**DIRECTIVE**
Copy out each line exactly; pictures stay out of the copy.

**DATA EXTRACT**
╔══

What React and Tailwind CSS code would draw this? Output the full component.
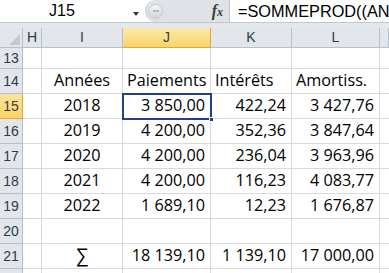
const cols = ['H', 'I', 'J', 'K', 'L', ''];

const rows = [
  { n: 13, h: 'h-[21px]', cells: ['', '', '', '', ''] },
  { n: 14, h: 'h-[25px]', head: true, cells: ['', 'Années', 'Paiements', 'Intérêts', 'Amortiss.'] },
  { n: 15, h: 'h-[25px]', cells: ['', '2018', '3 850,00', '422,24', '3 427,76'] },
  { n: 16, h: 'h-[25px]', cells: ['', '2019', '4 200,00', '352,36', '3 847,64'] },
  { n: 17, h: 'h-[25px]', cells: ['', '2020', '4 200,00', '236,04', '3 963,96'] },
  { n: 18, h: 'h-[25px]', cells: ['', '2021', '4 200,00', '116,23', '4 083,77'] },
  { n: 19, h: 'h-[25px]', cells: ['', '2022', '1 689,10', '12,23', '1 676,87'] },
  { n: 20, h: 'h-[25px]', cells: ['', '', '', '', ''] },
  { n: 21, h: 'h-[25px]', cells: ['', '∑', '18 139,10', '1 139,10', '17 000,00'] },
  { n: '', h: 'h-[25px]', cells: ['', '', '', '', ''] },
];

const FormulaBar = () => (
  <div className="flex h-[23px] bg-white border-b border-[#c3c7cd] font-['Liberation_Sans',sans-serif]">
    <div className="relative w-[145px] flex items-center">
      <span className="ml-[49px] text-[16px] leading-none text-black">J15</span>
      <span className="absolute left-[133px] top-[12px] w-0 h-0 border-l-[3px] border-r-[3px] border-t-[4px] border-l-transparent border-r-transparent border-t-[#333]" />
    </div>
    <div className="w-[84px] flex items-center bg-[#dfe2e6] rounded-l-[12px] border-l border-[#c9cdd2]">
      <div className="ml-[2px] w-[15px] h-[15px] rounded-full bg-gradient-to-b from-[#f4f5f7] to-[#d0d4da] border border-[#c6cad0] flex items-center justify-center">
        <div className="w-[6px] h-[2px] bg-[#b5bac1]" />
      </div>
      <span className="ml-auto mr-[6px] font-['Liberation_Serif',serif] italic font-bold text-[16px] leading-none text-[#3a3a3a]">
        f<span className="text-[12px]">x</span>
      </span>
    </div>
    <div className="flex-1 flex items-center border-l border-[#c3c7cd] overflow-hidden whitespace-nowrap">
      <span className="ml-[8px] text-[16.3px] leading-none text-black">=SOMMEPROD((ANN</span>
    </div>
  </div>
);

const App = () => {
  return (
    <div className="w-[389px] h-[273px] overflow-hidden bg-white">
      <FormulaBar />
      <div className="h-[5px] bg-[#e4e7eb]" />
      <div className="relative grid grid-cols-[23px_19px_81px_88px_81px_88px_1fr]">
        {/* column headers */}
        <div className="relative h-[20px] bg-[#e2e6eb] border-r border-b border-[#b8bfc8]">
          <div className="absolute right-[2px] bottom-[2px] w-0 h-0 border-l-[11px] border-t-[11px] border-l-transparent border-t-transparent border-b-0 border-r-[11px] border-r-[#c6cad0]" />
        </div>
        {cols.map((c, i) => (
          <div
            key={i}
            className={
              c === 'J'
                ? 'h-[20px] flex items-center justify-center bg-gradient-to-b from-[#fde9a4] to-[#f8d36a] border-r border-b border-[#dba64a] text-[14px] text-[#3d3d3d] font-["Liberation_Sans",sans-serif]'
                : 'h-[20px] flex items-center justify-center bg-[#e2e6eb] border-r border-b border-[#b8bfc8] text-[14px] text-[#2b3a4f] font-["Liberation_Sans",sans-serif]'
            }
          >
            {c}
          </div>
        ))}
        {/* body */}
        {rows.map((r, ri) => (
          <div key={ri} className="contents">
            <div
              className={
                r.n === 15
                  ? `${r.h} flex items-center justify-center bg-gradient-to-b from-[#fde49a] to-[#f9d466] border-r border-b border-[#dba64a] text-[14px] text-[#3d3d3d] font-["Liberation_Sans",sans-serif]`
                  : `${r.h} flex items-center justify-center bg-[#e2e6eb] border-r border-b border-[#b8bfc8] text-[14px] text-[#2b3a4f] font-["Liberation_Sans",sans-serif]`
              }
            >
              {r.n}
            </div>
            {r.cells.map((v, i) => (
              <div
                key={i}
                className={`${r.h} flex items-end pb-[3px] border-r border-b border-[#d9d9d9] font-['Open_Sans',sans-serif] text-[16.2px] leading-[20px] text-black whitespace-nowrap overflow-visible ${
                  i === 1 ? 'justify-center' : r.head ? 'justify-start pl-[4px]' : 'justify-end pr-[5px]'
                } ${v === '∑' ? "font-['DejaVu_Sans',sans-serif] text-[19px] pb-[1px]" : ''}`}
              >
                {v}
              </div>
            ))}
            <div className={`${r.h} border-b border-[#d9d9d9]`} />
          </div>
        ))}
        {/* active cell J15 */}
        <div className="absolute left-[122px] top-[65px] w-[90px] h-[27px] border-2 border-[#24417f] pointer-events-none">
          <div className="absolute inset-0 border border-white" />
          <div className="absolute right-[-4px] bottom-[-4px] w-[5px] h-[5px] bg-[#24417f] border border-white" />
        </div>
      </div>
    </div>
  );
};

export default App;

╚══

**RESULT OF THIS EXERCISE**
What React and Tailwind CSS code would draw this? Output the full component.
const cols = ['H', 'I', 'J', 'K', 'L', ''];

const rows = [
  { n: 13, h: 'h-[21px]', cells: ['', '', '', '', ''] },
  { n: 14, h: 'h-[25px]', head: true, cells: ['', 'Années', 'Paiements', 'Intérêts', 'Amortiss.'] },
  { n: 15, h: 'h-[25px]', cells: ['', '2018', '3 850,00', '422,24', '3 427,76'] },
  { n: 16, h: 'h-[25px]', cells: ['', '2019', '4 200,00', '352,36', '3 847,64'] },
  { n: 17, h: 'h-[25px]', cells: ['', '2020', '4 200,00', '236,04', '3 963,96'] },
  { n: 18, h: 'h-[25px]', cells: ['', '2021', '4 200,00', '116,23', '4 083,77'] },
  { n: 19, h: 'h-[25px]', cells: ['', '2022', '1 689,10', '12,23', '1 676,87'] },
  { n: 20, h: 'h-[25px]', cells: ['', '', '', '', ''] },
  { n: 21, h: 'h-[25px]', cells: ['', '∑', '18 139,10', '1 139,10', '17 000,00'] },
  { n: '', h: 'h-[25px]', cells: ['', '', '', '', ''] },
];

const FormulaBar = () => (
  <div className="flex h-[23px] bg-white border-b border-[#c3c7cd] font-['Liberation_Sans',sans-serif]">
    <div className="relative w-[145px] flex items-center">
      <span className="ml-[49px] text-[16px] leading-none text-black">J15</span>
      <span className="absolute left-[133px] top-[12px] w-0 h-0 border-l-[3px] border-r-[3px] border-t-[4px] border-l-transparent border-r-transparent border-t-[#333]" />
    </div>
    <div className="w-[84px] flex items-center bg-[#dfe2e6] rounded-l-[12px] border-l border-[#c9cdd2]">
      <div className="ml-[2px] w-[15px] h-[15px] rounded-full bg-gradient-to-b from-[#f4f5f7] to-[#d0d4da] border border-[#c6cad0] flex items-center justify-center">
        <div className="w-[6px] h-[2px] bg-[#b5bac1]" />
      </div>
      <span className="ml-auto mr-[6px] font-['Liberation_Serif',serif] italic font-bold text-[16px] leading-none text-[#3a3a3a]">
        f<span className="text-[12px]">x</span>
      </span>
    </div>
    <div className="flex-1 flex items-center border-l border-[#c3c7cd] overflow-hidden whitespace-nowrap">
      <span className="ml-[8px] text-[16.3px] leading-none text-black">=SOMMEPROD((ANN</span>
    </div>
  </div>
);

const App = () => {
  return (
    <div className="w-[389px] h-[273px] overflow-hidden bg-white">
      <FormulaBar />
      <div className="h-[5px] bg-[#e4e7eb]" />
      <div className="relative grid grid-cols-[23px_19px_81px_88px_81px_88px_1fr]">
        {/* column headers */}
        <div className="relative h-[20px] bg-[#e2e6eb] border-r border-b border-[#b8bfc8]">
          <div className="absolute right-[2px] bottom-[2px] w-0 h-0 border-l-[11px] border-t-[11px] border-l-transparent border-t-transparent border-b-0 border-r-[11px] border-r-[#c6cad0]" />
        </div>
        {cols.map((c, i) => (
          <div
            key={i}
            className={
              c === 'J'
                ? 'h-[20px] flex items-center justify-center bg-gradient-to-b from-[#fde9a4] to-[#f8d36a] border-r border-b border-[#dba64a] text-[14px] text-[#3d3d3d] font-["Liberation_Sans",sans-serif]'
                : 'h-[20px] flex items-center justify-center bg-[#e2e6eb] border-r border-b border-[#b8bfc8] text-[14px] text-[#2b3a4f] font-["Liberation_Sans",sans-serif]'
            }
          >
            {c}
          </div>
        ))}
        {/* body */}
        {rows.map((r, ri) => (
          <div key={ri} className="contents">
            <div
              className={
                r.n === 15
                  ? `${r.h} flex items-center justify-center bg-gradient-to-b from-[#fde49a] to-[#f9d466] border-r border-b border-[#dba64a] text-[14px] text-[#3d3d3d] font-["Liberation_Sans",sans-serif]`
                  : `${r.h} flex items-center justify-center bg-[#e2e6eb] border-r border-b border-[#b8bfc8] text-[14px] text-[#2b3a4f] font-["Liberation_Sans",sans-serif]`
              }
            >
              {r.n}
            </div>
            {r.cells.map((v, i) => (
              <div
                key={i}
                className={`${r.h} flex items-end pb-[3px] border-r border-b border-[#d9d9d9] font-['Open_Sans',sans-serif] text-[16.2px] leading-[20px] text-black whitespace-nowrap overflow-visible ${
                  i === 1 ? 'justify-center' : r.head ? 'justify-start pl-[4px]' : 'justify-end pr-[5px]'
                } ${v === '∑' ? "font-['DejaVu_Sans',sans-serif] text-[19px] pb-[1px]" : ''}`}
              >
                {v}
              </div>
            ))}
            <div className={`${r.h} border-b border-[#d9d9d9]`} />
          </div>
        ))}
        {/* active cell J15 */}
        <div className="absolute left-[122px] top-[65px] w-[90px] h-[27px] border-2 border-[#24417f] pointer-events-none">
          <div className="absolute inset-0 border border-white" />
          <div className="absolute right-[-4px] bottom-[-4px] w-[5px] h-[5px] bg-[#24417f] border border-white" />
        </div>
      </div>
    </div>
  );
};

export default App;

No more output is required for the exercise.